Behind the scenes, ggbeeswarm uses the vipor package and its offsetSingleGroup function to calculate new x-values for plotting. With this knowledege, we can create a small wrapper around offsetSingleGroup to achieve similar results.

calculate_quasirandom_jitter <- function(y, x, width = 0.2) {
  jittered_offset <- offsetSingleGroup(y, method = "quasirandom")
  jittered_offset <- jittered_offset * width
  x + jittered_offset
}

Next, we’ll apply this function to our data.

data <- data %>% 
  mutate(x = calculate_quasirandom_jitter(pase, 1))
head(data)
team pase pase_rk x
Connecticut 16.7 1 0.9989608
North Carolina 12.0 3 0.9921481
Michigan St. 15.8 2 1.0026556
UCLA 11.5 4 1.0095699
Butler 11.0 5 0.9939375
Syracuse 7.3 8 0.9987336

Plotting

Now, time to plot! Let’s briefly go over some things:

geom_mean_lines

This is a utility function to add mean (or median) lines to any plot. Notice that you must refer to your values as either y0 or x0, not y or x.

scale_X_identity

Inside geom_cbb_teams, you might notice that we are conditionally defining widths (logo size) and alpha (logo transparency) values. The scale_x_identity family of functions are used when “your data is already scaled such that the data and aesthetic spaces are the same.” That is, whenever you are passing direct values for a scale inside of any aes, you must use the appropriate _identity function for ggplot to recognize those values as literal representations.

plot.margin

This is how you add padding to your plot. Sometimes padding makes your graph look a bit cleaner.

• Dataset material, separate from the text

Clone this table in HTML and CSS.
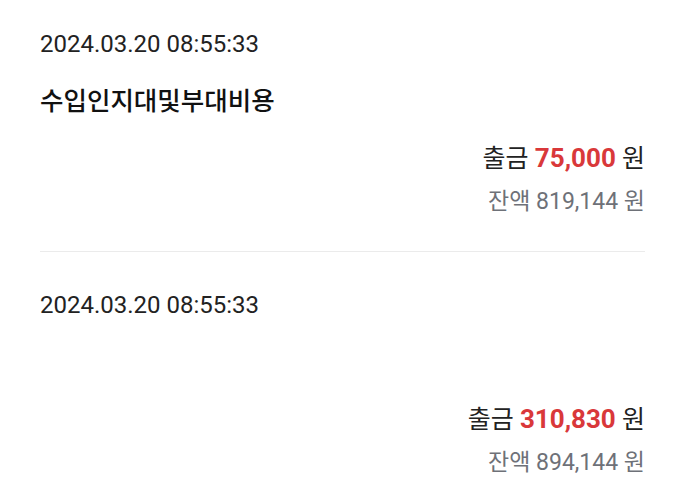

Using ggpreview with logo plots

If you are plotting numerous team logos, you might notice that RStudio can be slow to return the plot itself – which can possibly lead to your R session aborting. To fix this, cbbplotR borrows a function from the ggpath package called ggpreview – which saves a temporary image of your plot and returns it in the Viewer pane. It is recommend to then expand that window in your browser.

To use ggpreview, you need to store your plot as a variable and then pass it to the ggpreview function. The function also takes arguments for plot dimensions.

For example, if we were to draw a plot showing every team’s adjusted efficiencies, that would require rendering 362 logos, which would definitely cause us some problems. But with ggpreview, we can store our plot as a variable and view a temporary image of it! This entire process takes fewer than 10 seconds.

The plot

plot <- data %>% 
  ggplot(aes(x, pase)) +
  geom_mean_lines(aes(y0 = pase), color = "grey70") +
  geom_cbb_teams(aes(team = team,
                     width = ifelse(pase_rk <= 20, 0.07, 0.055),
                     alpha = ifelse(pase_rk <= 20, 1, 0.15))) +
  scale_alpha_identity() +
  scale_y_continuous(breaks = seq(-10, 20, 5), labels = c("- 10", as.character(seq(-5, 15, 5)), "+ 20"),
                     limits = c(-10, 20)) +
  theme_minimal() +
  theme(plot.title.position = "plot",
        plot.title = element_text(family = "RadioCanadaBig-Bold", hjust = 0.5, size = 14),
        plot.subtitle = element_text(family = "RadioCanadaBig-Regular", hjust = 0.5,
                                     vjust = 2.7, size = 10),
        plot.caption.position = "plot",
        plot.caption = ggtext::element_markdown(family = "RadioCanadaBig-Regular",
                                                lineheight = 1.2, size = 8),
        axis.text = element_text(family = "RadioCanadaBig-Regular"),
        axis.title = element_text(family = "RadioCanadaBig-SemiBold"),
        axis.title.y = element_text(vjust = 2),
        axis.text.x = element_blank(),
        plot.margin = margin(t = 20, r = 20, b = 20, l = 20, unit = "pt"),
        panel.grid.major.x = element_blank(),
        panel.grid.minor.x = element_blank(),
        panel.grid.minor.y = element_blank(),
        plot.background = element_rect(fill = "#F6F7F2")) +
  labs(title = "The programs who routinely outperform March expectations",
       subtitle = "Sorted by PASE (performance against seed expectation) from 2000-2024.\nMin. five tournament appearances.",
       caption = "Data by cbbdata<br>Viz by @andreweatherman + cbbplotR",
       y = "Aggregate wins +/- seed expectation",
       x = NULL)

Saving the plot

When you’re using custom fonts, as we are, sometimes ggsave won’t properly render them. To sidestep this, you need to specify a device, shown below.

ggsave(plot = plot, "pase_graph.png", h = 6.5, w = 6, dpi = 600, device = grDevices::png)